The company agreed to send a week’s worth of Soylent to our office so I could try living on it for a few days. Unfortunately, my experience wasn’t great.
The taste and texture of Soylent are reminiscent of Ovaltine, but flavored with Splenda and sidewalk chalk instead of chocolate. A friend of mine with much more experience living on meal replacements suggested I try adding chocolate syrup or some other flavoring to it. I was tempted, but one of the biggest selling points of Soylent is its complete lack of preparation, and adding ingredients seemed like cheating.
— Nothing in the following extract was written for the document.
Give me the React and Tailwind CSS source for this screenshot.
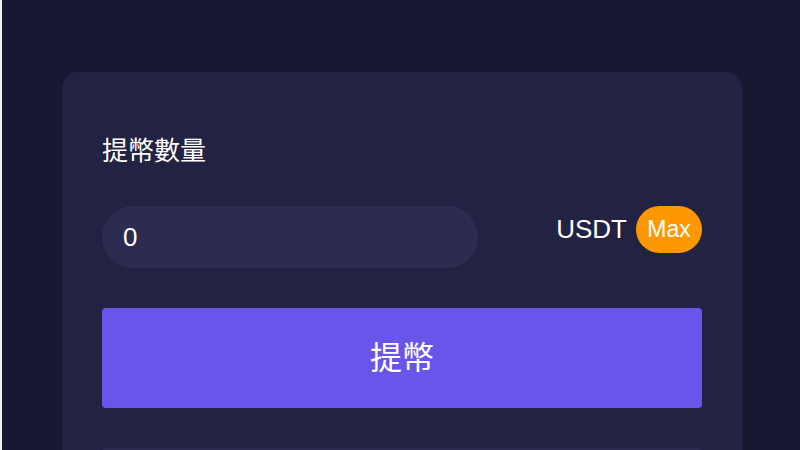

For me, the defining experience of a Soylent-only diet was the dread that welled up each time I began to feel hungry and realized the only way I could get rid of that hunger was by consuming more Soylent.
Getting rid of hunger quickly and easily is what Soylent does best, although I never got anywhere near what I’d call satisfied. When I drink Soylent, my stomach realizes it’s been filled with some kind of nutrients, but it also knows the substance it’s been asked to accept isn’t food, per se. Soylent is to food as Facebook is to human interaction.
For what it’s worth, some of my colleagues tried Soylent and seemed to like it better than I did, so your results may vary. Personally, if faced with a choice between a lifetime of Soylent-only eating and a painless death, I’d probably choose Soylent. But I’d have to think about it.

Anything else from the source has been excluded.